Me, “I couldn’t help overhearing your conversation. I am intrigued. Why did you throw the can? And what was the reaction of the person you threw it at?”

Teenage girl looking at me as though I had just appeared from outer space, “P.. off. What has it got to do with you?”

Me, “I’m an author, I can’t help tuning into people’s conversations. I’m interested as to what motivated you to throw that can. Perhaps there is a story in it somewhere”.

Teenage girl,walking quickly away from me, “Get lost before I call the police”.

 

There is, in the above incident the makings of a story. I would love to hear your thoughts as to how the tale might go. Also I am sure that I can’t be the only writer who can not help but speculate on snatches of overheard conversations.

Retrievers

Can someone please explain why my guide dog Trigger, who is a lab/retriever is adept at getting his blanket out of the dog bed, running around, tail wagging furiously, but leaves the blanket in the middle of the floor for me to pick up or trip over? I was under the impression that retrievers – retrieve? Obviously I have been labouring under a misapprehension on that score! In point of fact Trigger will greet me and my guests with all kinds of fascinating objects ranging from shoes, socks and, of course his beloved blanket. It is merely that my four legged friend point blank refuses to return said objects to where he found them!

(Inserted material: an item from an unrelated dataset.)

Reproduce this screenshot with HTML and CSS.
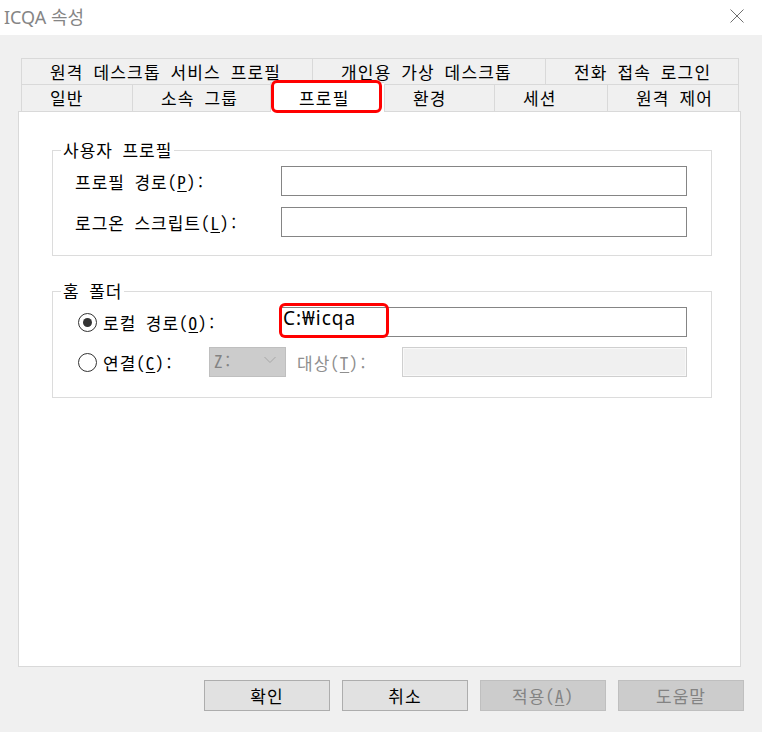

I think that there is a case for the Guide Dogs For The Blind Association (GDBA) to train our canine helpers to put things back precisely where they found them. In fact lets forget about training guide dogs to assist blind people to cross the road, putting my shoes back in the exact spot where Trigger discovered them is far more important even if that spot was not well chosen, by me in the first place! I shall close now. I’m off to pen a letter to the Guide Dogs setting out my suggestion that they concentrate training on the retrieval and return of objects rather than on piffling matters like getting blind people such as myself from a to b safely. I’m sure they will be receptive to the idea, or maybe not!